Tax Authority’s arguments:
- The assessment is sought to be reopened within a period of four years. Hence, in view of the judgment of the Supreme Court in CIT v. Kelvinator India Ltd.  320 ITR 561 (SC), the AO is acting within jurisdiction when he proposes to reopen the assessment on the basis of tangible material;
- In the present case, during the course of the assessment proceedings, no query was raised by the AO in respect of any of the five points with reference to which the assessment is sought to be reopened.
- None of those issues has been referred to in the order of AO. Hence, this is not a case where the Assessing Officer has sought to review his earlier findings, nor is this a case of a change of opinion.
- Where the assessment is sought to be reopened after the expiry of a period of four years from the end of the relevant year, the proviso to Section 147 stipulates a requirement that there must be a failure on the part of the assessee to disclose fully and truly all material facts necessary for his assessment for that year. This stipulation does not govern a notice for reopening within a period of four years.
- Where the assessment is sought to be reopened within a period of four years of the end of the relevant assessment year, the governing test has been formulated in the judgment of the Supreme Court in Kelvinator of India Ltd. (supra). The principle which has been enunciated by the Supreme Court is as follows :
“AO has power to reopen, provided there is “tangible material” to come to the conclusion that there is escapement of income from assessment. Reasons must have a live link with the formation of the belief.“
- The expression “reason to believe” in Section 147 has been construed in the judgment of the Supreme Court in ACIT v. Rajesh Jhaveri Stock Brokers (P.) Ltd.  291 ITR 500 (SC) to mean a cause or justification. However, at the stage when the Assessing Officer reopens an assessment, it is not necessary that the material before the Court should conclusively prove or establish that income has escaped assessment. A reason to believe at the stage of reopening is all that is relevant.
- The Court has laid down the following tests for reopening an assessment:
– To hold that the AO must be deemed to have accepted what he has plainly overlooked or ignored in the assessment order would be to stretch the interpretation of Section 147 to a point where the provision would cease to have meaning and content. Such an exercise of excision by judicial interpretation is impermissible.
– When an assessment is sought to be reopened within a period of four years of the end of the relevant assessment year, the test to be applied is whether there is tangible material to do so.
– What is tangible is something which is not illusory, hypothetical or a matter of conjecture.
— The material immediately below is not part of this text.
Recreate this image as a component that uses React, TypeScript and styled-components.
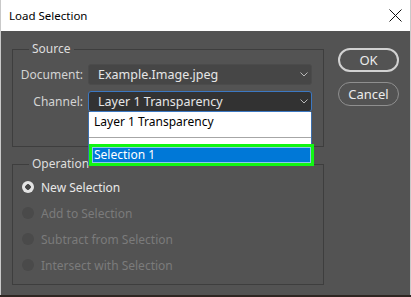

Something which is tangible need not be something which is new.
- The salient aspect of the case is that the order of assessment that was passed by the AO under Section 143(3) is completely silent in respect of each one of the five points on the basis of which the assessment is sought to be reopened.
- It would not be appropriate for this Court to preempt an enquiry whatsoever by the Assessing Officer, once a tangible basis has been disclosed for reopening the assessment.